In transport planning as well, evaluation and appraisal are particularly difficult skills, constantly debated and often short-changed in favour of more palatable or easier to measure lists of indicators or policy statements, no matter how meaningless. It is difficult to argue for projects that will make our lives better without proper evaluation and appraisal, and transport planners leave themselves open for that much more criticism by the local and national press. Those who deliver projects – operators, engineers, campaigners, volunteers – often struggle even more than transport planners with these skills. Without robust appraisal, worthwhile projects don’t get funded and without robust evaluation, successful projects don’t get extended, enhanced and replicated. Where possible, detailed evaluation should form the baseline for the next appraisal.

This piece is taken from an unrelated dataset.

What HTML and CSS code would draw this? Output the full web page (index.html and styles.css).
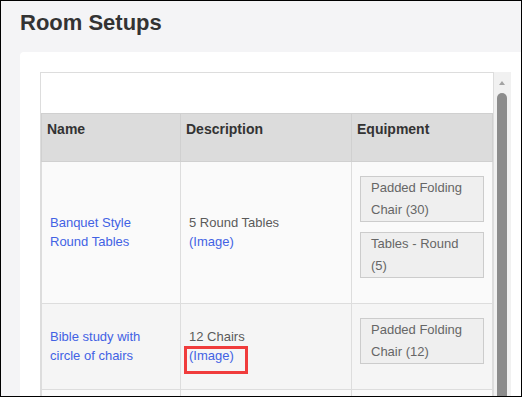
FILE: index.html
```html
<!DOCTYPE html>
<html lang="en">
<head>
  <meta charset="UTF-8" />
  <meta name="viewport" content="width=device-width, initial-scale=1.0"/>
  <title>Room Setups</title>
  <link rel="stylesheet" href="styles.css">
</head>
<body>
  <div class="frame">
    <h1 class="page-title">Room Setups</h1>

    <div class="card">
      <div class="scroller">
        <div class="grid-box">
          <div class="toolbar"></div>
          <table class="setups">
            <colgroup>
              <col class="col-name">
              <col class="col-desc">
              <col>
            </colgroup>
            <thead>
              <tr>
                <th>Name</th>
                <th>Description</th>
                <th>Equipment</th>
              </tr>
            </thead>
            <tbody>
              <tr class="odd">
                <td><a href="#">Banquet Style Round Tables</a></td>
                <td>5 Round Tables<br><a href="#">(Image)</a></td>
                <td>
                  <span class="equip">Padded Folding Chair (30)</span>
                  <span class="equip">Tables - Round (5)</span>
                </td>
              </tr>
              <tr class="even">
                <td><a href="#">Bible study with circle of chairs</a></td>
                <td>12 Chairs<br><a href="#" class="marked">(Image)</a></td>
                <td>
                  <span class="equip">Padded Folding Chair (12)</span>
                </td>
              </tr>
              <tr class="odd more">
                <td></td>
                <td></td>
                <td></td>
              </tr>
            </tbody>
          </table>
        </div>
        <div class="scrollbar">
          <span class="arrow-up"></span>
          <span class="thumb"></span>
        </div>
      </div>
    </div>
  </div>
</body>
</html>
```

FILE: styles.css
```css
html, body {
  margin: 0;
  padding: 0;
}

body {
  font-family: "Liberation Sans", Arial, Helvetica, sans-serif;
  color: #5a5a5a;
}

.frame {
  box-sizing: border-box;
  width: 522px;
  height: 397px;
  border: 1px solid #000;
  background-color: #f4f4f6;
  overflow: hidden;
  padding: 8px 0 0 19px;
}

.page-title {
  margin: 0 0 15px 0;
  font-size: 22px;
  line-height: 28px;
  font-weight: bold;
  color: #333;
}

.card {
  background-color: #fff;
  border-radius: 4px;
  margin-right: -10px;
  padding: 20px;
  height: 400px;
}

.scroller {
  display: flex;
  align-items: stretch;
}

.grid-box {
  flex: 1;
  border: 1px solid #ddd;
  border-bottom: none;
}

.toolbar {
  height: 40px;
}

.scrollbar {
  width: 17px;
  flex-shrink: 0;
  background-color: #f1f1f1;
  display: flex;
  flex-direction: column;
  align-items: flex-start;
}

.arrow-up {
  width: 0;
  height: 0;
  margin: 9px 0 0 5px;
  border-left: 3.5px solid transparent;
  border-right: 3.5px solid transparent;
  border-bottom: 4px solid #a3a3a3;
}

.thumb {
  width: 10px;
  height: 400px;
  margin: 8px 0 0 3px;
  border-radius: 5px 5px 0 0;
  background-color: #8c8c8c;
}

.setups {
  width: 100%;
  table-layout: fixed;
  border-collapse: collapse;
  border: 1px solid #ddd;
}

.col-name {
  width: 139px;
}

.col-desc {
  width: 171px;
}

.setups th {
  background-color: #dcdcdc;
  color: #333;
  font-size: 14px;
  font-weight: bold;
  line-height: 20px;
  text-align: left;
  vertical-align: top;
  padding: 5px 5px 22px;
  border: 1px solid #d0d0d0;
}

.setups td {
  font-size: 13px;
  line-height: 19.5px;
  vertical-align: middle;
  padding: 14px 8px 15px;
  border: 1px solid #ddd;
}

.setups tr.odd td {
  background-color: #fafafa;
}

.setups tr.even td {
  background-color: #f5f5f5;
}

.setups tr.more td {
  height: 60px;
}

.setups a {
  color: #4262e4;
  text-decoration: none;
}

.setups a.marked {
  position: relative;
}

.setups a.marked::after {
  content: "";
  position: absolute;
  left: -5px;
  right: -14px;
  top: -2px;
  bottom: -11px;
  border: 3px solid #f03c3c;
}

.equip {
  display: block;
  border: 1px solid #ccc;
  background-color: #efefef;
  color: #666;
  line-height: 22px;
  padding: 0 10px;
  margin-bottom: 10px;
}
```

Perhaps my Jewish upbringing, with its annual day of reckoning, has helped me develop an understanding of what evaluation and appraisal are about, whilst my education and experience developed my methods. As a transport planner, I have delivered some fantastic projects over the last couple years. My role in delivery has not been a physical one. Rather I have researched, planned, bid, procured, managed and monitored. At its best, my role has been one of evaluation and appraisal.
On Yom Kippur, I apply these skills to my ‘personal’ life, which is 100% of my time at the moment, as I am on maternity leave. I have evaluated the last year in all its blessings and will use this understanding to appraise the opportunities available to me over the next year. What will be the outcome? That will form next year’s evaluation.